- Instructions for the task -
Without the images, write out the whole listing exactly.
╭─ Data excerpt
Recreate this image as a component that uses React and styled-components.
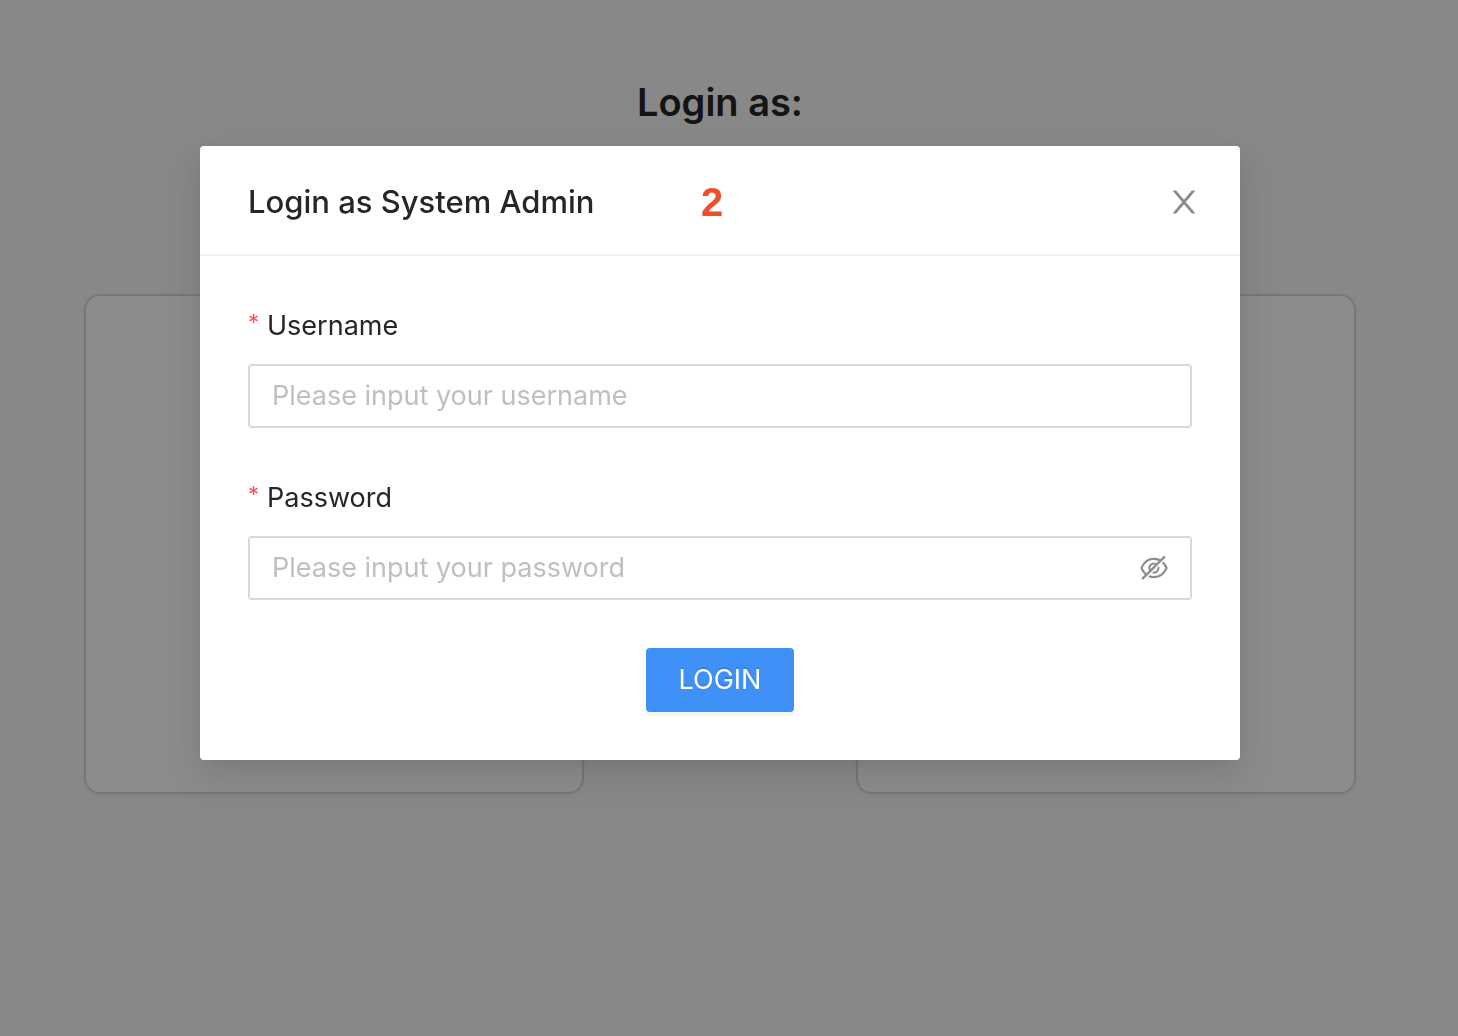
import React from "react";
import styled, { createGlobalStyle } from "styled-components";
import { AiOutlineEyeInvisible } from "react-icons/ai";

const GlobalStyle = createGlobalStyle`
  *, *::before, *::after { box-sizing: border-box; }
  body {
    margin: 0;
    background: #f8f8f8;
    color: #262626;
    font-family: Inter, "Liberation Sans", sans-serif;
    font-size: 27px;
    line-height: 44px;
  }
`;

const Page = styled.main`
  min-height: 100vh;
  padding: 72px 102px 0 84px;
`;

const PageTitle = styled.h1`
  margin: 0;
  font-size: 38px;
  font-weight: 600;
  line-height: 60px;
  text-align: center;
`;

const RoleList = styled.div`
  display: flex;
  justify-content: space-between;
  margin-top: 162px;
`;

const RoleCard = styled.section`
  width: 500px;
  height: 500px;
  background: #fff;
  border: 2px solid #d9d9d9;
  border-radius: 16px;
  box-shadow: 0 2px 4px rgba(0, 0, 0, 0.05);
`;

const Overlay = styled.div`
  position: fixed;
  inset: 0;
  display: flex;
  align-items: flex-start;
  justify-content: center;
  padding: 146px 18px 48px 0;
  background: rgba(0, 0, 0, 0.45);
`;

const Dialog = styled.div`
  width: 100%;
  max-width: 1040px;
  background: #fff;
  border-radius: 4px;
  box-shadow:
    0 6px 12px -8px rgba(0, 0, 0, 0.12),
    0 12px 32px 0 rgba(0, 0, 0, 0.08),
    0 18px 56px 16px rgba(0, 0, 0, 0.05);
`;

const DialogHeader = styled.header`
  display: grid;
  grid-template-columns: 1fr auto 1fr;
  align-items: center;
  padding: 34px 38px 30px 48px;
  border-bottom: 2px solid #f0f0f0;
`;

const DialogTitle = styled.h2`
  margin: 0;
  font-size: 31px;
  font-weight: 500;
  line-height: 44px;
`;

const StepNumber = styled.strong`
  padding-right: 26px;
  color: #f04e2a;
  font-family: "Liberation Sans", Arial, sans-serif;
  font-size: 40px;
  line-height: 44px;
`;

const IconButton = styled.button`
  display: flex;
  justify-self: end;
  padding: 0;
  border: 0;
  background: none;
  color: #8c8c8c;
  cursor: pointer;
`;

const Form = styled.form`
  display: flex;
  flex-direction: column;
  gap: 48px;
  padding: 48px;
`;

const Field = styled.div`
  display: flex;
  flex-direction: column;
  gap: 16px;
`;

const Label = styled.label`
  display: flex;
  align-items: flex-start;
  gap: 8px;
`;

const Required = styled.span`
  color: #ff4d4f;
  font-size: 22px;
  line-height: 36px;
`;

const InputFrame = styled.div`
  display: flex;
  align-items: center;
  height: 64px;
  padding: 0 20px 0 22px;
  border: 2px solid #d9d9d9;
  border-radius: 4px;

  &:focus-within { border-color: #4091f7; }
`;

const Input = styled.input`
  flex: 1;
  min-width: 0;
  padding: 0;
  border: 0;
  outline: 0;
  background: none;
  color: inherit;
  font: inherit;

  &::placeholder { color: #bfbfbf; opacity: 1; }
`;

const SubmitButton = styled.button`
  align-self: center;
  min-width: 148px;
  height: 64px;
  padding: 0 32px;
  border: 0;
  border-radius: 4px;
  background: #4091f7;
  box-shadow: 0 4px 0 rgba(0, 0, 0, 0.04);
  color: #fff;
  font: inherit;
  text-shadow: 0 -2px 0 rgba(0, 0, 0, 0.12);
  cursor: pointer;
`;

function CloseIcon() {
  return (
    <svg width="36" height="36" viewBox="0 0 1024 1024" fill="currentColor" aria-hidden="true">
      <path d="M563.8 512l262.5-312.9c4.4-5.2.7-13.1-6.1-13.1h-79.8c-4.7 0-9.2 2.1-12.3 5.7L511.6 449.8 295.1 191.7c-3-3.6-7.5-5.7-12.3-5.7H203c-6.8 0-10.5 7.9-6.1 13.1L459.4 512 196.9 824.9A7.95 7.95 0 0 0 203 838h79.8c4.7 0 9.2-2.1 12.3-5.7l216.5-258.1 216.5 258.1c3 3.6 7.5 5.7 12.3 5.7h79.8c6.8 0 10.5-7.9 6.1-13.1L563.8 512z" />
    </svg>
  );
}

function FormField({ id, label, action, ...inputProps }) {
  return (
    <Field>
      <Label htmlFor={id}>
        <Required aria-hidden="true">*</Required>
        {label}
      </Label>
      <InputFrame>
        <Input id={id} name={id} required {...inputProps} />
        {action}
      </InputFrame>
    </Field>
  );
}

export default function App() {
  return (
    <>
      <GlobalStyle />
      <Page>
        <PageTitle>Login as:</PageTitle>
        <RoleList>
          <RoleCard />
          <RoleCard />
        </RoleList>
      </Page>
      <Overlay>
        <Dialog role="dialog" aria-modal="true" aria-labelledby="dialog-title">
          <DialogHeader>
            <DialogTitle id="dialog-title">Login as System Admin</DialogTitle>
            <StepNumber>2</StepNumber>
            <IconButton type="button" aria-label="Close">
              <CloseIcon />
            </IconButton>
          </DialogHeader>
          <Form onSubmit={(event) => event.preventDefault()}>
            <FormField
              id="username"
              label="Username"
              type="text"
              placeholder="Please input your username"
            />
            <FormField
              id="password"
              label="Password"
              type="password"
              placeholder="Please input your password"
              action={
                <IconButton type="button" aria-label="Show password">
                  <AiOutlineEyeInvisible size={32} />
                </IconButton>
              }
            />
            <SubmitButton type="submit">LOGIN</SubmitButton>
          </Form>
        </Dialog>
      </Overlay>
    </>
  );
}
╰─
- Correct response -
Recreate this image as a component that uses React and styled-components.
import React from "react";
import styled, { createGlobalStyle } from "styled-components";
import { AiOutlineEyeInvisible } from "react-icons/ai";

const GlobalStyle = createGlobalStyle`
  *, *::before, *::after { box-sizing: border-box; }
  body {
    margin: 0;
    background: #f8f8f8;
    color: #262626;
    font-family: Inter, "Liberation Sans", sans-serif;
    font-size: 27px;
    line-height: 44px;
  }
`;

const Page = styled.main`
  min-height: 100vh;
  padding: 72px 102px 0 84px;
`;

const PageTitle = styled.h1`
  margin: 0;
  font-size: 38px;
  font-weight: 600;
  line-height: 60px;
  text-align: center;
`;

const RoleList = styled.div`
  display: flex;
  justify-content: space-between;
  margin-top: 162px;
`;

const RoleCard = styled.section`
  width: 500px;
  height: 500px;
  background: #fff;
  border: 2px solid #d9d9d9;
  border-radius: 16px;
  box-shadow: 0 2px 4px rgba(0, 0, 0, 0.05);
`;

const Overlay = styled.div`
  position: fixed;
  inset: 0;
  display: flex;
  align-items: flex-start;
  justify-content: center;
  padding: 146px 18px 48px 0;
  background: rgba(0, 0, 0, 0.45);
`;

const Dialog = styled.div`
  width: 100%;
  max-width: 1040px;
  background: #fff;
  border-radius: 4px;
  box-shadow:
    0 6px 12px -8px rgba(0, 0, 0, 0.12),
    0 12px 32px 0 rgba(0, 0, 0, 0.08),
    0 18px 56px 16px rgba(0, 0, 0, 0.05);
`;

const DialogHeader = styled.header`
  display: grid;
  grid-template-columns: 1fr auto 1fr;
  align-items: center;
  padding: 34px 38px 30px 48px;
  border-bottom: 2px solid #f0f0f0;
`;

const DialogTitle = styled.h2`
  margin: 0;
  font-size: 31px;
  font-weight: 500;
  line-height: 44px;
`;

const StepNumber = styled.strong`
  padding-right: 26px;
  color: #f04e2a;
  font-family: "Liberation Sans", Arial, sans-serif;
  font-size: 40px;
  line-height: 44px;
`;

const IconButton = styled.button`
  display: flex;
  justify-self: end;
  padding: 0;
  border: 0;
  background: none;
  color: #8c8c8c;
  cursor: pointer;
`;

const Form = styled.form`
  display: flex;
  flex-direction: column;
  gap: 48px;
  padding: 48px;
`;

const Field = styled.div`
  display: flex;
  flex-direction: column;
  gap: 16px;
`;

const Label = styled.label`
  display: flex;
  align-items: flex-start;
  gap: 8px;
`;

const Required = styled.span`
  color: #ff4d4f;
  font-size: 22px;
  line-height: 36px;
`;

const InputFrame = styled.div`
  display: flex;
  align-items: center;
  height: 64px;
  padding: 0 20px 0 22px;
  border: 2px solid #d9d9d9;
  border-radius: 4px;

  &:focus-within { border-color: #4091f7; }
`;

const Input = styled.input`
  flex: 1;
  min-width: 0;
  padding: 0;
  border: 0;
  outline: 0;
  background: none;
  color: inherit;
  font: inherit;

  &::placeholder { color: #bfbfbf; opacity: 1; }
`;

const SubmitButton = styled.button`
  align-self: center;
  min-width: 148px;
  height: 64px;
  padding: 0 32px;
  border: 0;
  border-radius: 4px;
  background: #4091f7;
  box-shadow: 0 4px 0 rgba(0, 0, 0, 0.04);
  color: #fff;
  font: inherit;
  text-shadow: 0 -2px 0 rgba(0, 0, 0, 0.12);
  cursor: pointer;
`;

function CloseIcon() {
  return (
    <svg width="36" height="36" viewBox="0 0 1024 1024" fill="currentColor" aria-hidden="true">
      <path d="M563.8 512l262.5-312.9c4.4-5.2.7-13.1-6.1-13.1h-79.8c-4.7 0-9.2 2.1-12.3 5.7L511.6 449.8 295.1 191.7c-3-3.6-7.5-5.7-12.3-5.7H203c-6.8 0-10.5 7.9-6.1 13.1L459.4 512 196.9 824.9A7.95 7.95 0 0 0 203 838h79.8c4.7 0 9.2-2.1 12.3-5.7l216.5-258.1 216.5 258.1c3 3.6 7.5 5.7 12.3 5.7h79.8c6.8 0 10.5-7.9 6.1-13.1L563.8 512z" />
    </svg>
  );
}

function FormField({ id, label, action, ...inputProps }) {
  return (
    <Field>
      <Label htmlFor={id}>
        <Required aria-hidden="true">*</Required>
        {label}
      </Label>
      <InputFrame>
        <Input id={id} name={id} required {...inputProps} />
        {action}
      </InputFrame>
    </Field>
  );
}

export default function App() {
  return (
    <>
      <GlobalStyle />
      <Page>
        <PageTitle>Login as:</PageTitle>
        <RoleList>
          <RoleCard />
          <RoleCard />
        </RoleList>
      </Page>
      <Overlay>
        <Dialog role="dialog" aria-modal="true" aria-labelledby="dialog-title">
          <DialogHeader>
            <DialogTitle id="dialog-title">Login as System Admin</DialogTitle>
            <StepNumber>2</StepNumber>
            <IconButton type="button" aria-label="Close">
              <CloseIcon />
            </IconButton>
          </DialogHeader>
          <Form onSubmit={(event) => event.preventDefault()}>
            <FormField
              id="username"
              label="Username"
              type="text"
              placeholder="Please input your username"
            />
            <FormField
              id="password"
              label="Password"
              type="password"
              placeholder="Please input your password"
              action={
                <IconButton type="button" aria-label="Show password">
                  <AiOutlineEyeInvisible size={32} />
                </IconButton>
              }
            />
            <SubmitButton type="submit">LOGIN</SubmitButton>
          </Form>
        </Dialog>
      </Overlay>
    </>
  );
}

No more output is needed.